Large-scale renewable projects, in line with most other countries in the MENA region, are usually envisaged in the framework of international tenders, with IPPs. Under this scheme, bidders sign power purchasing agreements (PPAs) with ONEE, which will buy electricity produced from the project for the following 20–30 years. These schemes have contributed to providing financial guarantees to investors, diminishing the cost of electricity produced (i.e. for NOOR III solar project) and introducing concentrated solar power plant (CSP) for peak load. Contrary to wind power and PV, the advantage of CSP, connected to melted salt storage, is that it produces heat which can be stored, making the plants dispatchable.

However, Morocco is currently characterized by a contradictory situation: on the one hand, great renewable potential and green ambitions, and on the other hand, the ‘brown’ reality of its energy mix, which still relies on coal imports to satisfy growing energy consumption that has been strongly increasing during the 2010 decade. A similar pathway can be traced in the United Arab Emirates, with Dubai commissioning a coal power plant and Abu Dhabi aspiring to become a leading renewable hub in the region. Overall, Morocco is simultaneously the “greenest” country in the MENA region, in terms of renewable uptake, and the “dirtiest” in terms of its reliance on coal. With the construction of new renewable and coal power plants, Morocco managed to enhance its power production (since 2010 by around 6% per year), almost halving its power imports, mostly from Spain, which still represent 8% of Moroccan electricity demand. Nevertheless, over the years, Morocco also put forward other strategies to strengthen its domestic power production and overall energy security.
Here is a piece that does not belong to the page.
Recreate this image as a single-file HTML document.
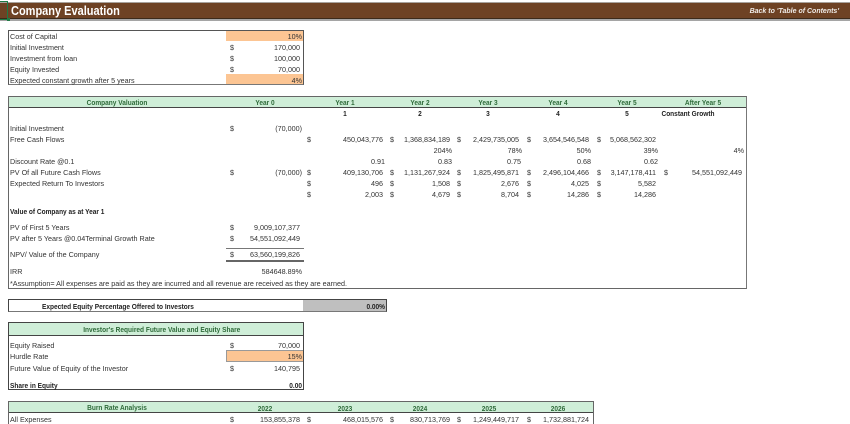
<!DOCTYPE html>
<html><head><meta charset="utf-8"><style>
html,body{margin:0;padding:0;background:#fff}
#p{position:relative;width:850px;height:424px;overflow:hidden;background:#fff;font-family:"Liberation Sans",sans-serif;font-size:7.2px;color:#333}
.t,.r,.c,.b{position:absolute;white-space:nowrap;line-height:10px;height:10px}
.r{text-align:right;width:100px}
.c{text-align:center;width:120px}
.b{background:none}
.g{color:#2f6b3a;font-weight:bold;font-size:7.2px;transform:scaleX(.91)}
.k{font-weight:bold;color:#222;font-size:7.2px;transform:scaleX(.91)}
.t.k{transform-origin:left center}
.r.k{transform-origin:right center}
.x{position:absolute;box-sizing:border-box}
#txt{position:absolute;left:0;top:1px;width:850px;height:424px;filter:blur(.3px)}
</style></head><body><div id="p">
<!-- title bar -->
<div class="x" style="left:0;top:2px;width:850px;height:1px;background:#a8a29c"></div>
<div class="x" style="left:0;top:3px;width:850px;height:15px;background:#6e4224"></div>
<div class="x" style="left:0;top:18px;width:850px;height:1px;background:#3d2a1a"></div>
<div class="x" style="left:0;top:19px;width:850px;height:2px;background:#a5a5a5"></div>
<div class="x" style="left:-2px;top:1px;width:10px;height:19px;border:1px solid #1f7a45"></div>
<div class="x" style="left:7px;top:18px;width:3px;height:3px;background:#1f7a45"></div>

<!-- box 1 -->
<div class="x" style="left:226px;top:30px;width:77px;height:11px;background:#fcc593"></div>
<div class="x" style="left:226px;top:74px;width:77px;height:11px;background:#fcc593"></div>
<div class="x" style="left:8px;top:30px;width:296px;height:55px;border:1px solid #555;border-bottom:1.5px solid #777"></div>

<!-- valuation box -->
<div class="x" style="left:8px;top:96px;width:739px;height:12px;background:#cfeed8;border-bottom:1px solid #444"></div>
<div class="x" style="left:8px;top:96px;width:739px;height:193px;border:1px solid #666;border-right:1.5px solid #777"></div>
<div class="x" style="left:226px;top:248px;width:78px;height:1px;background:#777"></div>
<div class="x" style="left:226px;top:260px;width:78px;height:2px;background:#666"></div>

<!-- equity box -->
<div class="x" style="left:303px;top:299px;width:84px;height:13px;background:#bfbfbf"></div>
<div class="x" style="left:8px;top:299px;width:379px;height:13px;border:1px solid #444;border-bottom:1.5px solid #777"></div>

<!-- investor box -->
<div class="x" style="left:8px;top:322px;width:296px;height:14px;background:#cfeed8;border-bottom:1px solid #444"></div>
<div class="x" style="left:226px;top:350px;width:78px;height:12px;background:#fcc593;border:1px solid #999"></div>
<div class="x" style="left:8px;top:322px;width:296px;height:68px;border:1px solid #444"></div>

<!-- burn box -->
<div class="x" style="left:8px;top:401px;width:585px;height:12px;background:#cfeed8;border-bottom:1px solid #444"></div>
<div class="x" style="left:8px;top:401px;width:586px;height:30px;border:1px solid #666"></div>

<div id="txt">
<div class="t" style="left:11px;top:4px;font-size:12.5px;line-height:13px;height:13px;font-weight:bold;color:#fff;transform:scaleX(.88);transform-origin:left center">Company Evaluation</div>
<div class="r" style="left:739px;top:6px;font-size:7px;font-weight:bold;font-style:italic;color:#f0ece8">Back to 'Table of Contents'</div>

<div class="t" style="left:10px;top:31px">Cost of Capital</div><div class="r" style="left:202px;top:31px">10%</div>
<div class="t" style="left:10px;top:42px">Initial Investment</div><div class="t" style="left:230px;top:42px">$</div><div class="r" style="left:200px;top:42px">170,000</div>
<div class="t" style="left:10px;top:53px">Investment from loan</div><div class="t" style="left:230px;top:53px">$</div><div class="r" style="left:200px;top:53px">100,000</div>
<div class="t" style="left:10px;top:64px">Equity Invested</div><div class="t" style="left:230px;top:64px">$</div><div class="r" style="left:200px;top:64px">70,000</div>
<div class="t" style="left:10px;top:75px">Expected constant growth after 5 years</div><div class="r" style="left:202px;top:75px">4%</div>

<div class="c g" style="left:57px;top:97px">Company Valuation</div>
<div class="c g" style="left:205px;top:97px">Year 0</div>
<div class="c g" style="left:285px;top:97px">Year 1</div>
<div class="c g" style="left:360px;top:97px">Year 2</div>
<div class="c g" style="left:428px;top:97px">Year 3</div>
<div class="c g" style="left:498px;top:97px">Year 4</div>
<div class="c g" style="left:567px;top:97px">Year 5</div>
<div class="c g" style="left:643px;top:97px">After Year 5</div>

<div class="c k" style="left:285px;top:108px">1</div>
<div class="c k" style="left:360px;top:108px">2</div>
<div class="c k" style="left:428px;top:108px">3</div>
<div class="c k" style="left:498px;top:108px">4</div>
<div class="c k" style="left:567px;top:108px">5</div>
<div class="c k" style="left:628px;top:108px">Constant Growth</div>

<div class="t" style="left:10px;top:123px">Initial Investment</div><div class="t" style="left:230px;top:123px">$</div><div class="r" style="left:202px;top:123px">(70,000)</div>

<div class="t" style="left:10px;top:134px">Free Cash Flows</div>
<div class="t" style="left:307px;top:134px">$</div><div class="r" style="left:283px;top:134px">450,043,776</div>
<div class="t" style="left:390px;top:134px">$</div><div class="r" style="left:350px;top:134px">1,368,834,189</div>
<div class="t" style="left:457px;top:134px">$</div><div class="r" style="left:419px;top:134px">2,429,735,005</div>
<div class="t" style="left:527px;top:134px">$</div><div class="r" style="left:489px;top:134px">3,654,546,548</div>
<div class="t" style="left:597px;top:134px">$</div><div class="r" style="left:556px;top:134px">5,068,562,302</div>

<div class="r" style="left:352px;top:145px">204%</div>
<div class="r" style="left:422px;top:145px">78%</div>
<div class="r" style="left:491px;top:145px">50%</div>
<div class="r" style="left:558px;top:145px">39%</div>
<div class="r" style="left:644px;top:145px">4%</div>

<div class="t" style="left:10px;top:156px">Discount Rate @0.1</div>
<div class="r" style="left:285px;top:156px">0.91</div>
<div class="r" style="left:352px;top:156px">0.83</div>
<div class="r" style="left:421px;top:156px">0.75</div>
<div class="r" style="left:491px;top:156px">0.68</div>
<div class="r" style="left:558px;top:156px">0.62</div>

<div class="t" style="left:10px;top:167px">PV Of all Future Cash Flows</div>
<div class="t" style="left:230px;top:167px">$</div><div class="r" style="left:202px;top:167px">(70,000)</div>
<div class="t" style="left:307px;top:167px">$</div><div class="r" style="left:283px;top:167px">409,130,706</div>
<div class="t" style="left:390px;top:167px">$</div><div class="r" style="left:350px;top:167px">1,131,267,924</div>
<div class="t" style="left:457px;top:167px">$</div><div class="r" style="left:419px;top:167px">1,825,495,871</div>
<div class="t" style="left:527px;top:167px">$</div><div class="r" style="left:489px;top:167px">2,496,104,466</div>
<div class="t" style="left:597px;top:167px">$</div><div class="r" style="left:556px;top:167px">3,147,178,411</div>
<div class="t" style="left:664px;top:167px">$</div><div class="r" style="left:642px;top:167px">54,551,092,449</div>

<div class="t" style="left:10px;top:178px">Expected Return To Investors</div>
<div class="t" style="left:307px;top:178px">$</div><div class="r" style="left:283px;top:178px">496</div>
<div class="t" style="left:390px;top:178px">$</div><div class="r" style="left:350px;top:178px">1,508</div>
<div class="t" style="left:457px;top:178px">$</div><div class="r" style="left:419px;top:178px">2,676</div>
<div class="t" style="left:527px;top:178px">$</div><div class="r" style="left:489px;top:178px">4,025</div>
<div class="t" style="left:597px;top:178px">$</div><div class="r" style="left:556px;top:178px">5,582</div>

<div class="t" style="left:307px;top:189px">$</div><div class="r" style="left:283px;top:189px">2,003</div>
<div class="t" style="left:390px;top:189px">$</div><div class="r" style="left:350px;top:189px">4,679</div>
<div class="t" style="left:457px;top:189px">$</div><div class="r" style="left:419px;top:189px">8,704</div>
<div class="t" style="left:527px;top:189px">$</div><div class="r" style="left:489px;top:189px">14,286</div>
<div class="t" style="left:597px;top:189px">$</div><div class="r" style="left:556px;top:189px">14,286</div>

<div class="t k" style="left:10px;top:206px">Value of Company as at Year 1</div>
<div class="t" style="left:10px;top:222px">PV of First 5 Years</div><div class="t" style="left:230px;top:222px">$</div><div class="r" style="left:200px;top:222px">9,009,107,377</div>
<div class="t" style="left:10px;top:233px">PV after 5 Years @0.04Terminal Growth Rate</div><div class="t" style="left:230px;top:233px">$</div><div class="r" style="left:200px;top:233px">54,551,092,449</div>
<div class="t" style="left:10px;top:249px">NPV/ Value of the Company</div><div class="t" style="left:230px;top:249px">$</div><div class="r" style="left:200px;top:249px">63,560,199,826</div>
<div class="t" style="left:10px;top:266px">IRR</div><div class="r" style="left:202px;top:266px">584648.89%</div>
<div class="t" style="left:10px;top:278px">*Assumption= All expenses are paid as they are incurred and all revenue are received as they are earned.</div>

<div class="t k" style="left:42px;top:301px">Expected Equity Percentage Offered to Investors</div><div class="r k" style="left:285px;top:301px">0.00%</div>

<div class="c g" style="left:76px;top:324px;width:160px">Investor's Required Future Value and Equity Share</div>
<div class="t" style="left:10px;top:340px">Equity Raised</div><div class="t" style="left:230px;top:340px">$</div><div class="r" style="left:200px;top:340px">70,000</div>
<div class="t" style="left:10px;top:351px">Hurdle Rate</div><div class="r" style="left:202px;top:351px">15%</div>
<div class="t" style="left:10px;top:363px">Future Value of Equity of the Investor</div><div class="t" style="left:230px;top:363px">$</div><div class="r" style="left:200px;top:363px">140,795</div>
<div class="t k" style="left:10px;top:380px">Share in Equity</div><div class="r k" style="left:202px;top:380px">0.00</div>

<div class="c g" style="left:57px;top:402px">Burn Rate Analysis</div>
<div class="c g" style="left:205px;top:403px">2022</div>
<div class="c g" style="left:285px;top:403px">2023</div>
<div class="c g" style="left:360px;top:403px">2024</div>
<div class="c g" style="left:429px;top:403px">2025</div>
<div class="c g" style="left:498px;top:403px">2026</div>
<div class="t" style="left:10px;top:414px">All Expenses</div>
<div class="t" style="left:230px;top:414px">$</div><div class="r" style="left:200px;top:414px">153,855,378</div>
<div class="t" style="left:307px;top:414px">$</div><div class="r" style="left:283px;top:414px">468,015,576</div>
<div class="t" style="left:390px;top:414px">$</div><div class="r" style="left:350px;top:414px">830,713,769</div>
<div class="t" style="left:457px;top:414px">$</div><div class="r" style="left:419px;top:414px">1,249,449,717</div>
<div class="t" style="left:527px;top:414px">$</div><div class="r" style="left:489px;top:414px">1,732,881,724</div>
</div>
</div></body></html>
Morocco: Complementing renewable energy sources with other strategies

Only recently, Morocco has also focused its attention on the exploration of hydrocarbon sources within its territory as a way to increase its security of supply. The upstream sector, which is under the Office Nationale des Hydrocarbures et des Mines (ONHYM), mostly benefits from international investments, with ONHYM contributing only 1.7% of total annual investments in 2018. Indeed, Morocco has managed to successfully attract foreign developers thanks to a favorable regulatory framework, which is set by changes to the country’s Hydrocarbon Law of 2000. Under the current regulatory framework, ONHYM can hold a maximum stake of 25% for upstream projects and the first 300–500 tons of oil and 300–500 mcm of gas produced are exempted from the payment of royalties. Other beneficial fiscal arrangements include a 10-year exemption from the corporate tax for foreign investors as well as an exemption from custom duties and other taxes related to imports of materials, equipment and services needed for hydrocarbon exploration and development (Oxford Business Group 2020).

Moreover, Morocco has also considered diversifying its gas import sources, given its strained political relations with Algeria. In November 2021, the Moroccan section of GME was closed at the end of the multiyear contract due to political clashes. LNG has become a topic of interest in Rabat. Already back in 2014, Morocco envisaged spending around $4.5 billion for the construction of a 5 bcm/year LNG terminal at Jorf Lasfar. However, this plan did not move forward as planned. In 2021, Morocco has started considering a more flexible and economic solution: a FSRU terminal. Morocco plans to start to import 1.1 bcm via LNG in 2025, going up to 1.7 bcm in 2030 and 3.1 bcm in 2040. LNG imports would supply mainly industry and power generation, and they would provide a direct alternative to Algeria’s gas (between 0.8 and 1 bcm). Moreover, Morocco is increasingly considering LNG imports in order to phase out of coal, in line with its climate targets and in response to the growing pressure on the most polluting fossil fuel source. Under these terms, LNG imports will be crucial to prevent further coal use as Morocco stopped receiving Algeria’s gas in November 2021.

In the long run, Morocco may well become a renewable power exporter. In 2019, Morocco and Spain signed a Memorandum of Understanding (MoU) for the construction of a third power interconnection, bringing the interconnection capacity from today’s 800 MW to 1,500 MW. The Spanish Electricity Grid Operator REE has strongly supported the construction of a third power line stating that it would boost green power in the Spanish grid, and it would contribute to reaching the goal of 100% renewable energy by 2050. Nevertheless, REE’s statement may be over-optimistic for two main reasons. First, despite electricity consumption growing at a slower pace in 2011–2020 (3.1% average annual growth rate per year) compared to the period 2000–2010 (4.5% average annual growth rate per year), it is still rising, possibly limiting the country’s export capacities in the years to come, especially in case hydrocarbon exploration and development remain unsuccessful. Second, as Morocco is the country most reliant on coal for power generation in the MENA region, electricity exports to Spain may not be that “green” and may therefore not contribute to reaching the Spanish decarbonization target by 2050.

All in all, despite similarities, Tunisia and Morocco display two different track records in the energy sector, which are highly influenced by the presence (or lack) of fossil fuel endowments. On the one hand, Morocco, being used to importing energy sources, has shown great adaptability and flexibility to ensure a secure and resilient energy mix (despite its dispute with Algeria), and it may well be on the right track to become a relevant power exporter. On the other hand, Tunisia has kept relying on gas, even though its domestic production cannot satisfy the country’s total demand. Thus, regulatory changes regarding the introduction of renewables took more time to take place and renewable capacities lag behind with respect to Morocco. Nevertheless, it may be concluded that Tunisia is following Morocco’s example to ensure a high degree of renewable energy development.